■ Exercise task ■
Keep to the lines between the one holding "Generate a component that draws this with React and" and the one holding "w-full h-[33px] border", inclusive, and write them out exactly.

■ Material provided ■
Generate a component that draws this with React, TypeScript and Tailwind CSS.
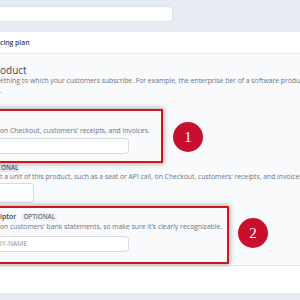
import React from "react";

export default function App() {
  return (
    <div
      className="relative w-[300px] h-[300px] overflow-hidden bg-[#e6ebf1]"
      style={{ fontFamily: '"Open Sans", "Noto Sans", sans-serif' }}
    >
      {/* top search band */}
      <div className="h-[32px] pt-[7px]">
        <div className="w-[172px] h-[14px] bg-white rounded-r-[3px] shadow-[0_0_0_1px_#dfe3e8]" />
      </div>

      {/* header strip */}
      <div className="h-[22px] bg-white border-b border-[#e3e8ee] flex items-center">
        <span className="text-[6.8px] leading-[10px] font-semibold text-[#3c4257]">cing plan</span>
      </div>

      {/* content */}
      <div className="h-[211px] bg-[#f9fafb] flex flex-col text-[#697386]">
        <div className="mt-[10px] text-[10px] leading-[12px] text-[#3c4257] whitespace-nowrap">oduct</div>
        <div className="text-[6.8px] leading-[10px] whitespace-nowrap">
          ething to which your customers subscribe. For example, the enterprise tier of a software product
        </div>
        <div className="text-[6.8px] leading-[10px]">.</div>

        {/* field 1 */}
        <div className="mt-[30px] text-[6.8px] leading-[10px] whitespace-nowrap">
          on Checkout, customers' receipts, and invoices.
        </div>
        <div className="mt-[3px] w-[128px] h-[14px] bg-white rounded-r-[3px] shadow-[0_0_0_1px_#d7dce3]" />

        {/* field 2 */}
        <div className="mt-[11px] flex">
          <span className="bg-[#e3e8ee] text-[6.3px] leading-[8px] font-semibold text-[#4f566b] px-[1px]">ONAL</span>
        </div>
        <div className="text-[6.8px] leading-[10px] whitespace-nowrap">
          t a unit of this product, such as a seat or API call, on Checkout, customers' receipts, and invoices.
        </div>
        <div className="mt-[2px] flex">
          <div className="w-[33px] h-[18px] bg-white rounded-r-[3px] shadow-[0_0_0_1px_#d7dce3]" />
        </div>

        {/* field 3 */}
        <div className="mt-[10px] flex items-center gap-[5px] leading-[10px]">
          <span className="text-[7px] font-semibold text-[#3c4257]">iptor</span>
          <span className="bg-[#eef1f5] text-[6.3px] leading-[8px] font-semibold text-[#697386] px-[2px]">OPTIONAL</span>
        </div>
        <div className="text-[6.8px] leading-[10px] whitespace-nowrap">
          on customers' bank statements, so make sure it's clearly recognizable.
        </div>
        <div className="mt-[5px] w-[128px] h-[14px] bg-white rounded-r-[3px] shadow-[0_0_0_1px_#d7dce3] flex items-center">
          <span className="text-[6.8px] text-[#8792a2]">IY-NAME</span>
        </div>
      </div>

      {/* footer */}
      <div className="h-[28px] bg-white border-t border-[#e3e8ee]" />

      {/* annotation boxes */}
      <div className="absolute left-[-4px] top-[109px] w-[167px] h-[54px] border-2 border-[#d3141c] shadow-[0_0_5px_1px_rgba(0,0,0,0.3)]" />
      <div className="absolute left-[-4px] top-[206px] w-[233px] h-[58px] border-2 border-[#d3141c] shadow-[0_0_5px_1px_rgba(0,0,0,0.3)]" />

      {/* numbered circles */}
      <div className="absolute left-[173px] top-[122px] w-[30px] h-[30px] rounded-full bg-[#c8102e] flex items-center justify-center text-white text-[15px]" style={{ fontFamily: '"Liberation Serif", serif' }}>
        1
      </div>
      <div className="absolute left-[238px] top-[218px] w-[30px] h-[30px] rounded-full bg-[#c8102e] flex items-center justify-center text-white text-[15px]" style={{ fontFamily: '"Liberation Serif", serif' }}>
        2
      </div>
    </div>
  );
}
...
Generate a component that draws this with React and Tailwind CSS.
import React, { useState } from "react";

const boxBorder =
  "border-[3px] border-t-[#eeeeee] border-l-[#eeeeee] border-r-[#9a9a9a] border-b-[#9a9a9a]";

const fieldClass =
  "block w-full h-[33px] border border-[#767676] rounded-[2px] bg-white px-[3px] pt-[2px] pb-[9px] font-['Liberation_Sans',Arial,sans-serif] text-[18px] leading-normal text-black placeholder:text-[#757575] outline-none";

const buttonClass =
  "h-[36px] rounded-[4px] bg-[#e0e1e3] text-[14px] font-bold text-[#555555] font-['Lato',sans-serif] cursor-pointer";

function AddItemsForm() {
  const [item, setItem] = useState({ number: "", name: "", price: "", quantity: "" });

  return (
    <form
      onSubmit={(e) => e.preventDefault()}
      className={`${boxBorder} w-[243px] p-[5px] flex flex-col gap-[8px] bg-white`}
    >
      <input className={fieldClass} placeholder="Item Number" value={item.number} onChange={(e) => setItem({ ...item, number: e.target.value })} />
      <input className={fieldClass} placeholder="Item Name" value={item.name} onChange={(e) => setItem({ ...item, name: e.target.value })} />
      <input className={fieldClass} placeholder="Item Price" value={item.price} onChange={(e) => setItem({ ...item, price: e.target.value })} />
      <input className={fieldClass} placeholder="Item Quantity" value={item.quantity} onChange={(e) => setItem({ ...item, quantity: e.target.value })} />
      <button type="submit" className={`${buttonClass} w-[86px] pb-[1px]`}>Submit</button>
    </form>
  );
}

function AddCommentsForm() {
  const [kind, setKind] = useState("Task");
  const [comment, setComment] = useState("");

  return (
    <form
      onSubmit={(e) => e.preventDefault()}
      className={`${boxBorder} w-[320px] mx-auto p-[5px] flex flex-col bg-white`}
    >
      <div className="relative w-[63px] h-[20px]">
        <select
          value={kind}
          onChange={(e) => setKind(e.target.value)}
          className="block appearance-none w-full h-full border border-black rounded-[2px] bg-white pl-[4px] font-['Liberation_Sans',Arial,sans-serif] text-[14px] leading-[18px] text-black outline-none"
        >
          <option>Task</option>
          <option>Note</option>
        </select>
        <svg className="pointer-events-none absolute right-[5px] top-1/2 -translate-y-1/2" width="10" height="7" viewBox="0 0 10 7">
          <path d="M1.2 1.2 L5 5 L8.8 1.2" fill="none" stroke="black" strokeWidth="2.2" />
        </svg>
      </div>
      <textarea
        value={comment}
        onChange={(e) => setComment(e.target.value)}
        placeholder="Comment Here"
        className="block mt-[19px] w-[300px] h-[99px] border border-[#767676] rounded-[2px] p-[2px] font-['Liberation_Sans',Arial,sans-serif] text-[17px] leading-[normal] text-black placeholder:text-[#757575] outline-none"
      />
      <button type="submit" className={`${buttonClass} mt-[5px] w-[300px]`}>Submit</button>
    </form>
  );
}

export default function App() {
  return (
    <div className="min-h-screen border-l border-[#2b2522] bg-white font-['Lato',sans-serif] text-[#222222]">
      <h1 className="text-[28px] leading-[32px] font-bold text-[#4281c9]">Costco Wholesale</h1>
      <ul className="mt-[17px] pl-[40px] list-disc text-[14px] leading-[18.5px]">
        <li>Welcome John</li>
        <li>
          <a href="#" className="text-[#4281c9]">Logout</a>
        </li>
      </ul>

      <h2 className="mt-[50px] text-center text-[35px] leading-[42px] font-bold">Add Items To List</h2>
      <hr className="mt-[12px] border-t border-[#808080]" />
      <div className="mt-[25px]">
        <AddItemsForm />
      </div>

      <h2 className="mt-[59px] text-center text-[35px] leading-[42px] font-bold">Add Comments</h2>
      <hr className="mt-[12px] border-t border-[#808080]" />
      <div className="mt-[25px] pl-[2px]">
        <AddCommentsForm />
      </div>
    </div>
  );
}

■ Written solution ■
Generate a component that draws this with React and Tailwind CSS.
import React, { useState } from "react";

const boxBorder =
  "border-[3px] border-t-[#eeeeee] border-l-[#eeeeee] border-r-[#9a9a9a] border-b-[#9a9a9a]";

const fieldClass =
  "block w-full h-[33px] border border-[#767676] rounded-[2px] bg-white px-[3px] pt-[2px] pb-[9px] font-['Liberation_Sans',Arial,sans-serif] text-[18px] leading-normal text-black placeholder:text-[#757575] outline-none";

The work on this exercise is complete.